= Exercise instructions =
Transcribe the whole listing below without changing a word, but leave out every image.
* begin Provided material *
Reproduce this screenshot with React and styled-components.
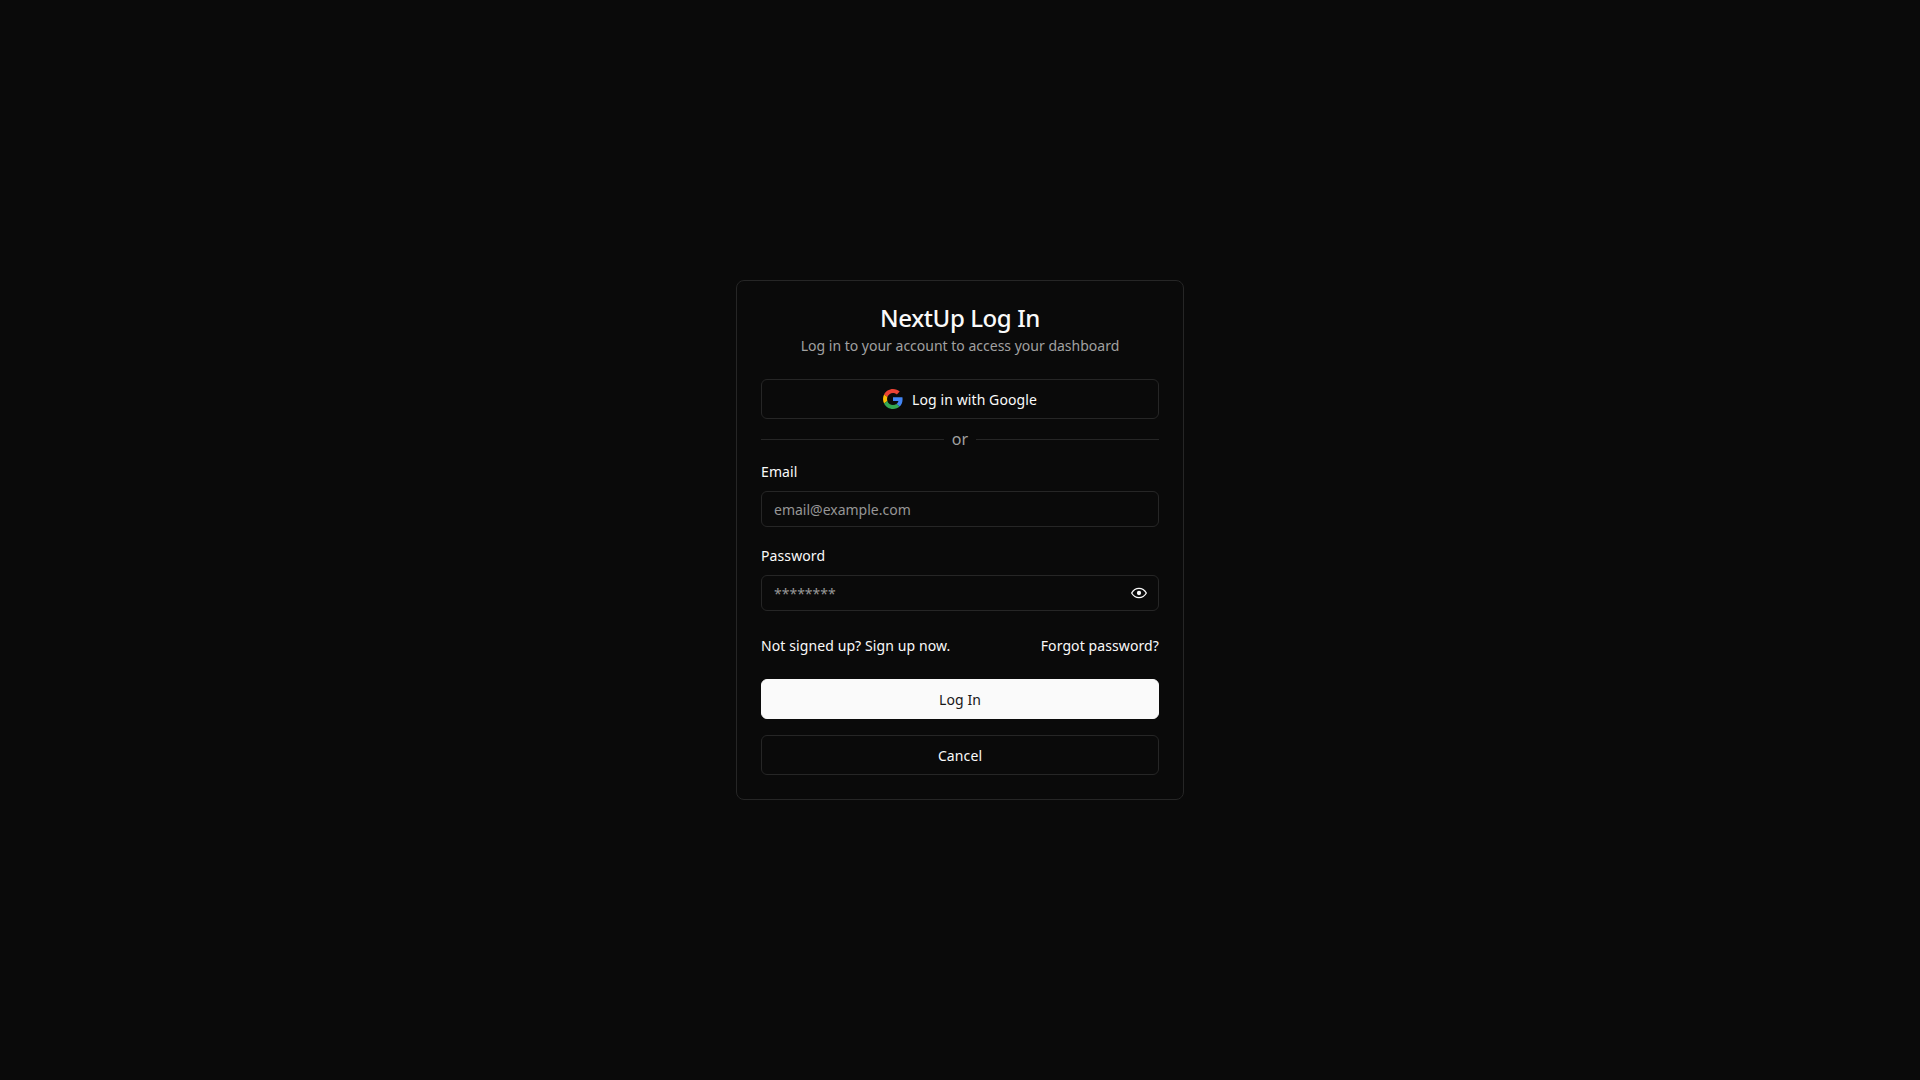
import React from "react";
import styled, { createGlobalStyle } from "styled-components";

const GlobalStyle = createGlobalStyle`
  * {
    box-sizing: border-box;
  }

  body {
    margin: 0;
    background-color: #0a0a0a;
    color: #fafafa;
    font-family: "Noto Sans", sans-serif;
  }
`;

const Page = styled.main`
  display: flex;
  align-items: center;
  justify-content: center;
  min-height: 100vh;
`;

const Card = styled.form`
  display: flex;
  flex-direction: column;
  width: 448px;
  padding: 24px;
  background-color: #0a0a0a;
  border: 1px solid #262626;
  border-radius: 8px;
`;

const Header = styled.header`
  margin-bottom: 23px;
  text-align: center;
`;

const Title = styled.h1`
  margin: 0 0 5px;
  font-size: 24px;
  line-height: 26px;
  font-weight: 550;
  letter-spacing: -0.41px;
`;

const Subtitle = styled.p`
  margin: 0;
  font-size: 14px;
  line-height: 20px;
  color: #a1a1a1;
`;

const Button = styled.button`
  display: flex;
  align-items: center;
  justify-content: center;
  gap: 9px;
  width: 100%;
  height: 40px;
  padding: 2px 16px 0;
  border: 1px solid ${(props) => (props.$primary ? "#fafafa" : "#262626")};
  border-radius: 6px;
  background-color: ${(props) => (props.$primary ? "#fafafa" : "#0a0a0a")};
  color: ${(props) => (props.$primary ? "#171717" : "#fafafa")};
  font-family: inherit;
  font-size: 14px;
  line-height: 20px;
  font-weight: 450;
  letter-spacing: 0.1px;
  cursor: pointer;

  svg {
    margin-top: -2px;
  }
`;

const Divider = styled.div`
  display: flex;
  align-items: center;
  gap: 8px;
  margin: 8px 0 12px;
  font-size: 16px;
  line-height: 24px;
  color: #a1a1a1;

  &::before,
  &::after {
    content: "";
    flex: 1;
    height: 1px;
    background-color: #262626;
  }
`;

const Field = styled.div`
  display: flex;
  flex-direction: column;
  gap: 10px;
  margin-bottom: 20px;
`;

const Label = styled.label`
  font-size: 14px;
  line-height: 18px;
  font-weight: 450;
  letter-spacing: 0.1px;
`;

const InputWrap = styled.div`
  position: relative;
`;

const Input = styled.input`
  display: block;
  width: 100%;
  height: 36px;
  padding: 4px 12px;
  border: 1px solid #262626;
  border-radius: 6px;
  background-color: transparent;
  color: #fafafa;
  font-family: inherit;
  font-size: 14px;
  outline: none;

  &::placeholder {
    color: #969696;
  }
`;

const EyeButton = styled.button`
  position: absolute;
  top: 10px;
  right: 12px;
  display: flex;
  padding: 0;
  border: none;
  background: none;
  color: #fafafa;
  cursor: pointer;
`;

const LinkRow = styled.div`
  display: flex;
  justify-content: space-between;
  margin: 5px 0 23px;
`;

const TextLink = styled.a`
  font-size: 14px;
  line-height: 20px;
  font-weight: 450;
  letter-spacing: 0.1px;
  color: #fafafa;
  text-decoration: none;
  cursor: pointer;
`;

const Actions = styled.div`
  display: flex;
  flex-direction: column;
  gap: 16px;
`;

const GoogleIcon = () => (
  <svg width="20" height="20" viewBox="0 0 48 48" aria-hidden="true">
    <path
      fill="#EA4335"
      d="M24 9.5c3.54 0 6.71 1.22 9.21 3.6l6.85-6.85C35.9 2.38 30.47 0 24 0 14.62 0 6.51 5.38 2.56 13.22l7.98 6.19C12.43 13.72 17.74 9.5 24 9.5z"
    />
    <path
      fill="#4285F4"
      d="M46.98 24.55c0-1.57-.15-3.09-.38-4.55H24v9.02h12.94c-.58 2.96-2.26 5.48-4.78 7.18l7.73 6c4.51-4.18 7.09-10.36 7.09-17.65z"
    />
    <path
      fill="#FBBC05"
      d="M10.53 28.59c-.48-1.45-.76-2.99-.76-4.59s.27-3.14.76-4.59l-7.98-6.19C.92 16.46 0 20.12 0 24c0 3.88.92 7.54 2.56 10.78l7.97-6.19z"
    />
    <path
      fill="#34A853"
      d="M24 48c6.48 0 11.93-2.13 15.89-5.81l-7.73-6c-2.15 1.45-4.92 2.3-8.16 2.3-6.26 0-11.57-4.22-13.47-9.91l-7.98 6.19C6.51 42.62 14.62 48 24 48z"
    />
  </svg>
);

const EyeIcon = () => (
  <svg
    width="16"
    height="16"
    viewBox="0 0 24 24"
    fill="none"
    stroke="currentColor"
    strokeWidth="2"
    strokeLinejoin="round"
    aria-hidden="true"
  >
    <path d="M1 12s4-7 11-7 11 7 11 7-4 7-11 7-11-7-11-7z" />
    <circle cx="12" cy="12" r="3.2" fill="currentColor" stroke="none" />
  </svg>
);

export default function App() {
  return (
    <>
      <GlobalStyle />
      <Page>
        <Card onSubmit={(e) => e.preventDefault()}>
          <Header>
            <Title>NextUp Log In</Title>
            <Subtitle>Log in to your account to access your dashboard</Subtitle>
          </Header>

          <Button type="button">
            <GoogleIcon />
            Log in with Google
          </Button>

          <Divider>or</Divider>

          <Field>
            <Label htmlFor="email">Email</Label>
            <Input id="email" type="email" placeholder="email@example.com" />
          </Field>

          <Field>
            <Label htmlFor="password">Password</Label>
            <InputWrap>
              <Input id="password" type="password" placeholder="********" />
              <EyeButton type="button" aria-label="Show password">
                <EyeIcon />
              </EyeButton>
            </InputWrap>
          </Field>

          <LinkRow>
            <TextLink>Not signed up? Sign up now.</TextLink>
            <TextLink>Forgot password?</TextLink>
          </LinkRow>

          <Actions>
            <Button type="submit" $primary>
              Log In
            </Button>
            <Button type="button">Cancel</Button>
          </Actions>
        </Card>
      </Page>
    </>
  );
}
* end Provided material *
= Answer to this task =
Reproduce this screenshot with React and styled-components.
import React from "react";
import styled, { createGlobalStyle } from "styled-components";

const GlobalStyle = createGlobalStyle`
  * {
    box-sizing: border-box;
  }

  body {
    margin: 0;
    background-color: #0a0a0a;
    color: #fafafa;
    font-family: "Noto Sans", sans-serif;
  }
`;

const Page = styled.main`
  display: flex;
  align-items: center;
  justify-content: center;
  min-height: 100vh;
`;

const Card = styled.form`
  display: flex;
  flex-direction: column;
  width: 448px;
  padding: 24px;
  background-color: #0a0a0a;
  border: 1px solid #262626;
  border-radius: 8px;
`;

const Header = styled.header`
  margin-bottom: 23px;
  text-align: center;
`;

const Title = styled.h1`
  margin: 0 0 5px;
  font-size: 24px;
  line-height: 26px;
  font-weight: 550;
  letter-spacing: -0.41px;
`;

const Subtitle = styled.p`
  margin: 0;
  font-size: 14px;
  line-height: 20px;
  color: #a1a1a1;
`;

const Button = styled.button`
  display: flex;
  align-items: center;
  justify-content: center;
  gap: 9px;
  width: 100%;
  height: 40px;
  padding: 2px 16px 0;
  border: 1px solid ${(props) => (props.$primary ? "#fafafa" : "#262626")};
  border-radius: 6px;
  background-color: ${(props) => (props.$primary ? "#fafafa" : "#0a0a0a")};
  color: ${(props) => (props.$primary ? "#171717" : "#fafafa")};
  font-family: inherit;
  font-size: 14px;
  line-height: 20px;
  font-weight: 450;
  letter-spacing: 0.1px;
  cursor: pointer;

  svg {
    margin-top: -2px;
  }
`;

const Divider = styled.div`
  display: flex;
  align-items: center;
  gap: 8px;
  margin: 8px 0 12px;
  font-size: 16px;
  line-height: 24px;
  color: #a1a1a1;

  &::before,
  &::after {
    content: "";
    flex: 1;
    height: 1px;
    background-color: #262626;
  }
`;

const Field = styled.div`
  display: flex;
  flex-direction: column;
  gap: 10px;
  margin-bottom: 20px;
`;

const Label = styled.label`
  font-size: 14px;
  line-height: 18px;
  font-weight: 450;
  letter-spacing: 0.1px;
`;

const InputWrap = styled.div`
  position: relative;
`;

const Input = styled.input`
  display: block;
  width: 100%;
  height: 36px;
  padding: 4px 12px;
  border: 1px solid #262626;
  border-radius: 6px;
  background-color: transparent;
  color: #fafafa;
  font-family: inherit;
  font-size: 14px;
  outline: none;

  &::placeholder {
    color: #969696;
  }
`;

const EyeButton = styled.button`
  position: absolute;
  top: 10px;
  right: 12px;
  display: flex;
  padding: 0;
  border: none;
  background: none;
  color: #fafafa;
  cursor: pointer;
`;

const LinkRow = styled.div`
  display: flex;
  justify-content: space-between;
  margin: 5px 0 23px;
`;

const TextLink = styled.a`
  font-size: 14px;
  line-height: 20px;
  font-weight: 450;
  letter-spacing: 0.1px;
  color: #fafafa;
  text-decoration: none;
  cursor: pointer;
`;

const Actions = styled.div`
  display: flex;
  flex-direction: column;
  gap: 16px;
`;

const GoogleIcon = () => (
  <svg width="20" height="20" viewBox="0 0 48 48" aria-hidden="true">
    <path
      fill="#EA4335"
      d="M24 9.5c3.54 0 6.71 1.22 9.21 3.6l6.85-6.85C35.9 2.38 30.47 0 24 0 14.62 0 6.51 5.38 2.56 13.22l7.98 6.19C12.43 13.72 17.74 9.5 24 9.5z"
    />
    <path
      fill="#4285F4"
      d="M46.98 24.55c0-1.57-.15-3.09-.38-4.55H24v9.02h12.94c-.58 2.96-2.26 5.48-4.78 7.18l7.73 6c4.51-4.18 7.09-10.36 7.09-17.65z"
    />
    <path
      fill="#FBBC05"
      d="M10.53 28.59c-.48-1.45-.76-2.99-.76-4.59s.27-3.14.76-4.59l-7.98-6.19C.92 16.46 0 20.12 0 24c0 3.88.92 7.54 2.56 10.78l7.97-6.19z"
    />
    <path
      fill="#34A853"
      d="M24 48c6.48 0 11.93-2.13 15.89-5.81l-7.73-6c-2.15 1.45-4.92 2.3-8.16 2.3-6.26 0-11.57-4.22-13.47-9.91l-7.98 6.19C6.51 42.62 14.62 48 24 48z"
    />
  </svg>
);

const EyeIcon = () => (
  <svg
    width="16"
    height="16"
    viewBox="0 0 24 24"
    fill="none"
    stroke="currentColor"
    strokeWidth="2"
    strokeLinejoin="round"
    aria-hidden="true"
  >
    <path d="M1 12s4-7 11-7 11 7 11 7-4 7-11 7-11-7-11-7z" />
    <circle cx="12" cy="12" r="3.2" fill="currentColor" stroke="none" />
  </svg>
);

export default function App() {
  return (
    <>
      <GlobalStyle />
      <Page>
        <Card onSubmit={(e) => e.preventDefault()}>
          <Header>
            <Title>NextUp Log In</Title>
            <Subtitle>Log in to your account to access your dashboard</Subtitle>
          </Header>

          <Button type="button">
            <GoogleIcon />
            Log in with Google
          </Button>

          <Divider>or</Divider>

          <Field>
            <Label htmlFor="email">Email</Label>
            <Input id="email" type="email" placeholder="email@example.com" />
          </Field>

          <Field>
            <Label htmlFor="password">Password</Label>
            <InputWrap>
              <Input id="password" type="password" placeholder="********" />
              <EyeButton type="button" aria-label="Show password">
                <EyeIcon />
              </EyeButton>
            </InputWrap>
          </Field>

          <LinkRow>
            <TextLink>Not signed up? Sign up now.</TextLink>
            <TextLink>Forgot password?</TextLink>
          </LinkRow>

          <Actions>
            <Button type="submit" $primary>
              Log In
            </Button>
            <Button type="button">Cancel</Button>
          </Actions>
        </Card>
      </Page>
    </>
  );
}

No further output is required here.